**Task objective**
With the pictures left out, copy the listing below exactly.
## START Stored data
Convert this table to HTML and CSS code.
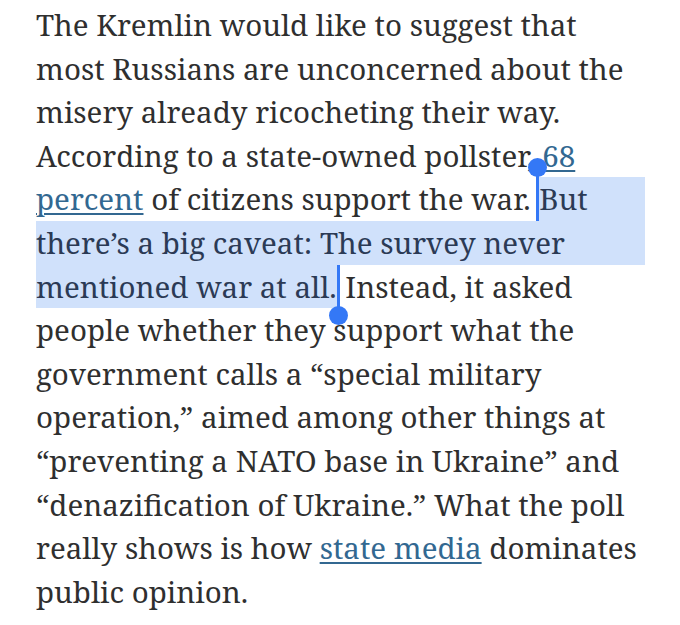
FILE: index.html
```html
<!DOCTYPE html>
<html lang="en">
<head>
<meta charset="utf-8">
<title>Article excerpt</title>
<link rel="stylesheet" href="styles.css">
</head>
<body>
<article class="story">
  <p class="paragraph">
    <span class="line">The Kremlin would like to suggest that</span>
    <span class="line">most Russians are unconcerned about the</span>
    <span class="line">misery already ricocheting their way.</span>
    <span class="line">According to a state-owned pollster, <a class="link" href="#">68</a></span>
    <span class="line line-split"><span><a class="link" href="#">percent</a> of citizens support the war.&nbsp;</span><span class="sel sel-fill">But<span class="handle handle-start" aria-hidden="true"></span></span></span>
    <span class="line sel">there’s a big caveat: The survey never</span>
    <span class="line"><span class="sel sel-end">mentioned war at all.<span class="handle handle-end" aria-hidden="true"></span></span> Instead, it asked</span>
    <span class="line">people whether they support what the</span>
    <span class="line">government calls a “special military</span>
    <span class="line">operation,” aimed among other things at</span>
    <span class="line">“preventing a NATO base in Ukraine” and</span>
    <span class="line">“denazification of Ukraine.” What the poll</span>
    <span class="line">really shows is how <a class="link" href="#">state media</a> dominates</span>
    <span class="line">public opinion.</span>
  </p>
</article>
</body>
</html>
```
FILE: styles.css
```css
html, body {
  margin: 0;
  padding: 0;
  background: #ffffff;
}

.story {
  width: 609px;
  margin: 0 0 0 36px;
  padding-top: 3px;
}

.paragraph {
  margin: 0;
  font-family: "Noto Serif", "DejaVu Serif", serif;
  font-size: 29.5px;
  line-height: 43.6px;
  color: #2f2f2f;
}

.line {
  display: block;
  height: 43.6px;
  white-space: nowrap;
}

.line-split {
  display: flex;
}

.sel {
  background: #d0e1fb;
  color: #2b3a55;
}

.sel-fill {
  position: relative;
  flex: 1;
  padding-left: 1px;
}

.sel-end {
  position: relative;
  display: inline-block;
  height: 43.6px;
  padding-right: 1px;
}

.link {
  color: #326891;
  text-decoration: underline;
  text-decoration-thickness: 1.5px;
  text-underline-offset: 3px;
}

.handle {
  position: absolute;
  width: 3px;
  background: #3478f6;
}

.handle::after {
  content: "";
  position: absolute;
  left: -8px;
  width: 19px;
  height: 19px;
  border-radius: 50%;
  background: #3478f6;
}

.handle-start {
  left: -2px;
  top: -10px;
  height: 54px;
}

.handle-start::after {
  top: -9.5px;
}

.handle-end {
  right: -2px;
  top: 0;
  height: 51px;
}

.handle-end::after {
  bottom: -9.5px;
}
```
## END Stored data
**Written reply**
Convert this table to HTML and CSS code.
FILE: index.html
```html
<!DOCTYPE html>
<html lang="en">
<head>
<meta charset="utf-8">
<title>Article excerpt</title>
<link rel="stylesheet" href="styles.css">
</head>
<body>
<article class="story">
  <p class="paragraph">
    <span class="line">The Kremlin would like to suggest that</span>
    <span class="line">most Russians are unconcerned about the</span>
    <span class="line">misery already ricocheting their way.</span>
    <span class="line">According to a state-owned pollster, <a class="link" href="#">68</a></span>
    <span class="line line-split"><span><a class="link" href="#">percent</a> of citizens support the war.&nbsp;</span><span class="sel sel-fill">But<span class="handle handle-start" aria-hidden="true"></span></span></span>
    <span class="line sel">there’s a big caveat: The survey never</span>
    <span class="line"><span class="sel sel-end">mentioned war at all.<span class="handle handle-end" aria-hidden="true"></span></span> Instead, it asked</span>
    <span class="line">people whether they support what the</span>
    <span class="line">government calls a “special military</span>
    <span class="line">operation,” aimed among other things at</span>
    <span class="line">“preventing a NATO base in Ukraine” and</span>
    <span class="line">“denazification of Ukraine.” What the poll</span>
    <span class="line">really shows is how <a class="link" href="#">state media</a> dominates</span>
    <span class="line">public opinion.</span>
  </p>
</article>
</body>
</html>
```
FILE: styles.css
```css
html, body {
  margin: 0;
  padding: 0;
  background: #ffffff;
}

.story {
  width: 609px;
  margin: 0 0 0 36px;
  padding-top: 3px;
}

.paragraph {
  margin: 0;
  font-family: "Noto Serif", "DejaVu Serif", serif;
  font-size: 29.5px;
  line-height: 43.6px;
  color: #2f2f2f;
}

.line {
  display: block;
  height: 43.6px;
  white-space: nowrap;
}

.line-split {
  display: flex;
}

.sel {
  background: #d0e1fb;
  color: #2b3a55;
}

.sel-fill {
  position: relative;
  flex: 1;
  padding-left: 1px;
}

.sel-end {
  position: relative;
  display: inline-block;
  height: 43.6px;
  padding-right: 1px;
}

.link {
  color: #326891;
  text-decoration: underline;
  text-decoration-thickness: 1.5px;
  text-underline-offset: 3px;
}

.handle {
  position: absolute;
  width: 3px;
  background: #3478f6;
}

.handle::after {
  content: "";
  position: absolute;
  left: -8px;
  width: 19px;
  height: 19px;
  border-radius: 50%;
  background: #3478f6;
}

.handle-start {
  left: -2px;
  top: -10px;
  height: 54px;
}

.handle-start::after {
  top: -9.5px;
}

.handle-end {
  right: -2px;
  top: 0;
  height: 51px;
}

.handle-end::after {
  bottom: -9.5px;
}
```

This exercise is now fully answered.